Set the data down again, exactly as it reads, but without the pictures.
·····
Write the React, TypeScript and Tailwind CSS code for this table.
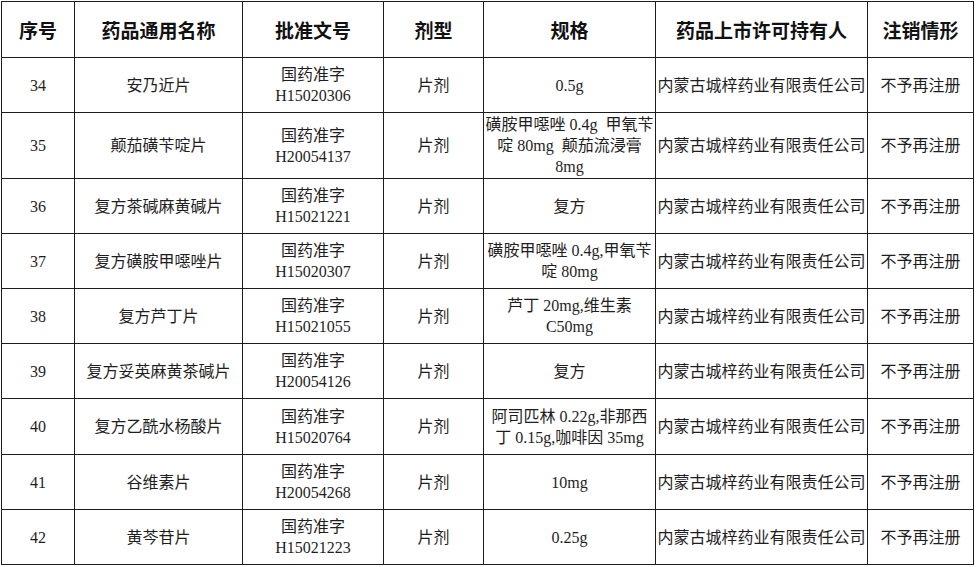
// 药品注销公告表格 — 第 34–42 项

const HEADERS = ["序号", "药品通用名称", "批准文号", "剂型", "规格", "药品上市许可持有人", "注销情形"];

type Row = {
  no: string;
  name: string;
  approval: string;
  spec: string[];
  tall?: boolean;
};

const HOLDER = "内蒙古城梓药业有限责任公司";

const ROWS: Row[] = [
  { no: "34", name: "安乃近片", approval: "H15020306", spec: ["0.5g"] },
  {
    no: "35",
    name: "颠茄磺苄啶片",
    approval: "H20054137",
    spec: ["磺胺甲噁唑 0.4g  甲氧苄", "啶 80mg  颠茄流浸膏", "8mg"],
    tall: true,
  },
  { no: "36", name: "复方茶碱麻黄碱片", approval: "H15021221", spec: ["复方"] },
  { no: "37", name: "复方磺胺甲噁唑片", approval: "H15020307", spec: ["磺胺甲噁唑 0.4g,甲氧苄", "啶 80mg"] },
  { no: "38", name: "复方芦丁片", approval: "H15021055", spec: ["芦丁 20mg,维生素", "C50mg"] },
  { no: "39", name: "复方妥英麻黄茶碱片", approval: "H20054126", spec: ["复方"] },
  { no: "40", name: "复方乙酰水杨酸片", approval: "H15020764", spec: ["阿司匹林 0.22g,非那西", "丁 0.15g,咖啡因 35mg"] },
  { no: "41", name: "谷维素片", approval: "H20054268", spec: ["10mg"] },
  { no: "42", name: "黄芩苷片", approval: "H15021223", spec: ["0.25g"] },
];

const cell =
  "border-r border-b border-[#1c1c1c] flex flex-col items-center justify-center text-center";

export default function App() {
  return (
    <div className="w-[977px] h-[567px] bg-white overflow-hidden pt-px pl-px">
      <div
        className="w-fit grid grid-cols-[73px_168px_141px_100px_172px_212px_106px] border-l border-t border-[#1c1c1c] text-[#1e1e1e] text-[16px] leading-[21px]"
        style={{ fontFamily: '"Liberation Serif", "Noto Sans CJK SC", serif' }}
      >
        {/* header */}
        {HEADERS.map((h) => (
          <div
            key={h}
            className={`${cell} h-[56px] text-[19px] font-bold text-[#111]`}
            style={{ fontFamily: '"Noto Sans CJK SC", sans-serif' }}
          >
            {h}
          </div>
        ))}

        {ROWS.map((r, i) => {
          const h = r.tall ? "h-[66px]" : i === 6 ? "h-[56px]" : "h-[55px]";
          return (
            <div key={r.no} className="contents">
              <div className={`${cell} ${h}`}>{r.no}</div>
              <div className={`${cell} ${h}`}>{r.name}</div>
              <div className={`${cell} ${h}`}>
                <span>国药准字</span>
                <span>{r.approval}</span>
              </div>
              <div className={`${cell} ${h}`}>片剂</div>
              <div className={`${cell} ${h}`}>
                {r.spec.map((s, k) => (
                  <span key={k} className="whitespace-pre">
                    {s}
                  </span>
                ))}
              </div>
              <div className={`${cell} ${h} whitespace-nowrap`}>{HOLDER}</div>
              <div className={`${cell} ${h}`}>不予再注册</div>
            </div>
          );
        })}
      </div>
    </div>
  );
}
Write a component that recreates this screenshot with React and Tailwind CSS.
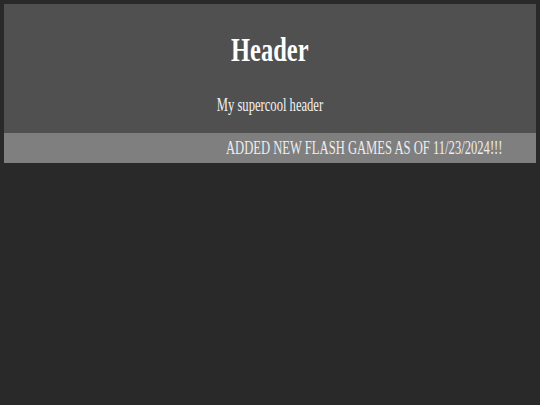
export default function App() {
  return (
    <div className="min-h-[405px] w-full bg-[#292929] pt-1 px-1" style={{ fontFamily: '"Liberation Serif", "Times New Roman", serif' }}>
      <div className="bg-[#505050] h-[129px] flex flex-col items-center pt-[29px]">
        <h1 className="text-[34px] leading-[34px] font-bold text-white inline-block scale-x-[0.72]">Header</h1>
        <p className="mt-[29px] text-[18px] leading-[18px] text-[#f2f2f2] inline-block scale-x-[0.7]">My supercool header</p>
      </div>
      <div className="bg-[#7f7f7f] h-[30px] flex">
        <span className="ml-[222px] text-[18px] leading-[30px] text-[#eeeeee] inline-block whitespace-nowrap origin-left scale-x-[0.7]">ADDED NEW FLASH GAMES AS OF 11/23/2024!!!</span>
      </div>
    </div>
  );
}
·····
Answer for the task |
Write the React, TypeScript and Tailwind CSS code for this table.
// 药品注销公告表格 — 第 34–42 项

const HEADERS = ["序号", "药品通用名称", "批准文号", "剂型", "规格", "药品上市许可持有人", "注销情形"];

type Row = {
  no: string;
  name: string;
  approval: string;
  spec: string[];
  tall?: boolean;
};

const HOLDER = "内蒙古城梓药业有限责任公司";

const ROWS: Row[] = [
  { no: "34", name: "安乃近片", approval: "H15020306", spec: ["0.5g"] },
  {
    no: "35",
    name: "颠茄磺苄啶片",
    approval: "H20054137",
    spec: ["磺胺甲噁唑 0.4g  甲氧苄", "啶 80mg  颠茄流浸膏", "8mg"],
    tall: true,
  },
  { no: "36", name: "复方茶碱麻黄碱片", approval: "H15021221", spec: ["复方"] },
  { no: "37", name: "复方磺胺甲噁唑片", approval: "H15020307", spec: ["磺胺甲噁唑 0.4g,甲氧苄", "啶 80mg"] },
  { no: "38", name: "复方芦丁片", approval: "H15021055", spec: ["芦丁 20mg,维生素", "C50mg"] },
  { no: "39", name: "复方妥英麻黄茶碱片", approval: "H20054126", spec: ["复方"] },
  { no: "40", name: "复方乙酰水杨酸片", approval: "H15020764", spec: ["阿司匹林 0.22g,非那西", "丁 0.15g,咖啡因 35mg"] },
  { no: "41", name: "谷维素片", approval: "H20054268", spec: ["10mg"] },
  { no: "42", name: "黄芩苷片", approval: "H15021223", spec: ["0.25g"] },
];

const cell =
  "border-r border-b border-[#1c1c1c] flex flex-col items-center justify-center text-center";

export default function App() {
  return (
    <div className="w-[977px] h-[567px] bg-white overflow-hidden pt-px pl-px">
      <div
        className="w-fit grid grid-cols-[73px_168px_141px_100px_172px_212px_106px] border-l border-t border-[#1c1c1c] text-[#1e1e1e] text-[16px] leading-[21px]"
        style={{ fontFamily: '"Liberation Serif", "Noto Sans CJK SC", serif' }}
      >
        {/* header */}
        {HEADERS.map((h) => (
          <div
            key={h}
            className={`${cell} h-[56px] text-[19px] font-bold text-[#111]`}
            style={{ fontFamily: '"Noto Sans CJK SC", sans-serif' }}
          >
            {h}
          </div>
        ))}

        {ROWS.map((r, i) => {
          const h = r.tall ? "h-[66px]" : i === 6 ? "h-[56px]" : "h-[55px]";
          return (
            <div key={r.no} className="contents">
              <div className={`${cell} ${h}`}>{r.no}</div>
              <div className={`${cell} ${h}`}>{r.name}</div>
              <div className={`${cell} ${h}`}>
                <span>国药准字</span>
                <span>{r.approval}</span>
              </div>
              <div className={`${cell} ${h}`}>片剂</div>
              <div className={`${cell} ${h}`}>
                {r.spec.map((s, k) => (
                  <span key={k} className="whitespace-pre">
                    {s}
                  </span>
                ))}
              </div>
              <div className={`${cell} ${h} whitespace-nowrap`}>{HOLDER}</div>
              <div className={`${cell} ${h}`}>不予再注册</div>
            </div>
          );
        })}
      </div>
    </div>
  );
}
Write a component that recreates this screenshot with React and Tailwind CSS.
export default function App() {
  return (
    <div className="min-h-[405px] w-full bg-[#292929] pt-1 px-1" style={{ fontFamily: '"Liberation Serif", "Times New Roman", serif' }}>
      <div className="bg-[#505050] h-[129px] flex flex-col items-center pt-[29px]">
        <h1 className="text-[34px] leading-[34px] font-bold text-white inline-block scale-x-[0.72]">Header</h1>
        <p className="mt-[29px] text-[18px] leading-[18px] text-[#f2f2f2] inline-block scale-x-[0.7]">My supercool header</p>
      </div>
      <div className="bg-[#7f7f7f] h-[30px] flex">
        <span className="ml-[222px] text-[18px] leading-[30px] text-[#eeeeee] inline-block whitespace-nowrap origin-left scale-x-[0.7]">ADDED NEW FLASH GAMES AS OF 11/23/2024!!!</span>
      </div>
    </div>
  );
}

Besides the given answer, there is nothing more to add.